• _Data provided_:
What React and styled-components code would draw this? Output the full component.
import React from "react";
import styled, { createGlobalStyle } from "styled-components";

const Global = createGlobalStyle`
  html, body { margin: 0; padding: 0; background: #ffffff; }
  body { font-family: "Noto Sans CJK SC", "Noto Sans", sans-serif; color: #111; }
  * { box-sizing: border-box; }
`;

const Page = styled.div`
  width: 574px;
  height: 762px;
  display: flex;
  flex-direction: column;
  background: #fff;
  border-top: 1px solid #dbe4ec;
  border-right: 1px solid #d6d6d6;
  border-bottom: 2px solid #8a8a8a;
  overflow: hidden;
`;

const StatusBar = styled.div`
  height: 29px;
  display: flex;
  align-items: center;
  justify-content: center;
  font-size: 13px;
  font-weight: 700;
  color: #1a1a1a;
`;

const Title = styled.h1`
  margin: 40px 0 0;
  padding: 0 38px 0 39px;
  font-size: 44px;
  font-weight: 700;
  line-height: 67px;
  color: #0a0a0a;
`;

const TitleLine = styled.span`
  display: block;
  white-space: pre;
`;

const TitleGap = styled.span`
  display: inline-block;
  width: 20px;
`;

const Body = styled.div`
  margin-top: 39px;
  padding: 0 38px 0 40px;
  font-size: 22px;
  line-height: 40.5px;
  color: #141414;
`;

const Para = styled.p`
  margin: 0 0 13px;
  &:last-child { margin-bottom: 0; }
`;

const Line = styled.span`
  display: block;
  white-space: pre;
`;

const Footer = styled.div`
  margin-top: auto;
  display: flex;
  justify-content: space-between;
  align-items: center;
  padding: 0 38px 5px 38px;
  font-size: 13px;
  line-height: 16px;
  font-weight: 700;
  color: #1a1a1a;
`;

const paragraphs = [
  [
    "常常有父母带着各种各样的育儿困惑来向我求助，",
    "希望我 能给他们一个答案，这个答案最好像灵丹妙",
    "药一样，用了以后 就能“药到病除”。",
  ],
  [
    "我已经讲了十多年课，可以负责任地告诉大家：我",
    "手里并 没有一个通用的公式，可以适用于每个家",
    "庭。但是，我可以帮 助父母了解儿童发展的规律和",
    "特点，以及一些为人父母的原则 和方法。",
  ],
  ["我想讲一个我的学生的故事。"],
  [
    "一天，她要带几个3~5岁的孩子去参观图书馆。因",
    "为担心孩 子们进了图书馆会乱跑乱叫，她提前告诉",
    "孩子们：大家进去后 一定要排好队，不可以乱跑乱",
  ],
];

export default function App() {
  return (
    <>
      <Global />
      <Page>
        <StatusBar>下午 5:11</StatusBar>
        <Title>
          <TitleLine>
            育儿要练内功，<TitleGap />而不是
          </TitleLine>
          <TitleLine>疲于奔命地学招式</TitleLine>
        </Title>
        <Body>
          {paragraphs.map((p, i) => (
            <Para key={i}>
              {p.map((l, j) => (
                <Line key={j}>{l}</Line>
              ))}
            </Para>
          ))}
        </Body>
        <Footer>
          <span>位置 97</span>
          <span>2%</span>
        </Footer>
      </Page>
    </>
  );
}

• _What is required_: Restate the data above word for word.

• _Solution_:
What React and styled-components code would draw this? Output the full component.
import React from "react";
import styled, { createGlobalStyle } from "styled-components";

const Global = createGlobalStyle`
  html, body { margin: 0; padding: 0; background: #ffffff; }
  body { font-family: "Noto Sans CJK SC", "Noto Sans", sans-serif; color: #111; }
  * { box-sizing: border-box; }
`;

const Page = styled.div`
  width: 574px;
  height: 762px;
  display: flex;
  flex-direction: column;
  background: #fff;
  border-top: 1px solid #dbe4ec;
  border-right: 1px solid #d6d6d6;
  border-bottom: 2px solid #8a8a8a;
  overflow: hidden;
`;

const StatusBar = styled.div`
  height: 29px;
  display: flex;
  align-items: center;
  justify-content: center;
  font-size: 13px;
  font-weight: 700;
  color: #1a1a1a;
`;

const Title = styled.h1`
  margin: 40px 0 0;
  padding: 0 38px 0 39px;
  font-size: 44px;
  font-weight: 700;
  line-height: 67px;
  color: #0a0a0a;
`;

const TitleLine = styled.span`
  display: block;
  white-space: pre;
`;

const TitleGap = styled.span`
  display: inline-block;
  width: 20px;
`;

const Body = styled.div`
  margin-top: 39px;
  padding: 0 38px 0 40px;
  font-size: 22px;
  line-height: 40.5px;
  color: #141414;
`;

const Para = styled.p`
  margin: 0 0 13px;
  &:last-child { margin-bottom: 0; }
`;

const Line = styled.span`
  display: block;
  white-space: pre;
`;

const Footer = styled.div`
  margin-top: auto;
  display: flex;
  justify-content: space-between;
  align-items: center;
  padding: 0 38px 5px 38px;
  font-size: 13px;
  line-height: 16px;
  font-weight: 700;
  color: #1a1a1a;
`;

const paragraphs = [
  [
    "常常有父母带着各种各样的育儿困惑来向我求助，",
    "希望我 能给他们一个答案，这个答案最好像灵丹妙",
    "药一样，用了以后 就能“药到病除”。",
  ],
  [
    "我已经讲了十多年课，可以负责任地告诉大家：我",
    "手里并 没有一个通用的公式，可以适用于每个家",
    "庭。但是，我可以帮 助父母了解儿童发展的规律和",
    "特点，以及一些为人父母的原则 和方法。",
  ],
  ["我想讲一个我的学生的故事。"],
  [
    "一天，她要带几个3~5岁的孩子去参观图书馆。因",
    "为担心孩 子们进了图书馆会乱跑乱叫，她提前告诉",
    "孩子们：大家进去后 一定要排好队，不可以乱跑乱",
  ],
];

export default function App() {
  return (
    <>
      <Global />
      <Page>
        <StatusBar>下午 5:11</StatusBar>
        <Title>
          <TitleLine>
            育儿要练内功，<TitleGap />而不是
          </TitleLine>
          <TitleLine>疲于奔命地学招式</TitleLine>
        </Title>
        <Body>
          {paragraphs.map((p, i) => (
            <Para key={i}>
              {p.map((l, j) => (
                <Line key={j}>{l}</Line>
              ))}
            </Para>
          ))}
        </Body>
        <Footer>
          <span>位置 97</span>
          <span>2%</span>
        </Footer>
      </Page>
    </>
  );
}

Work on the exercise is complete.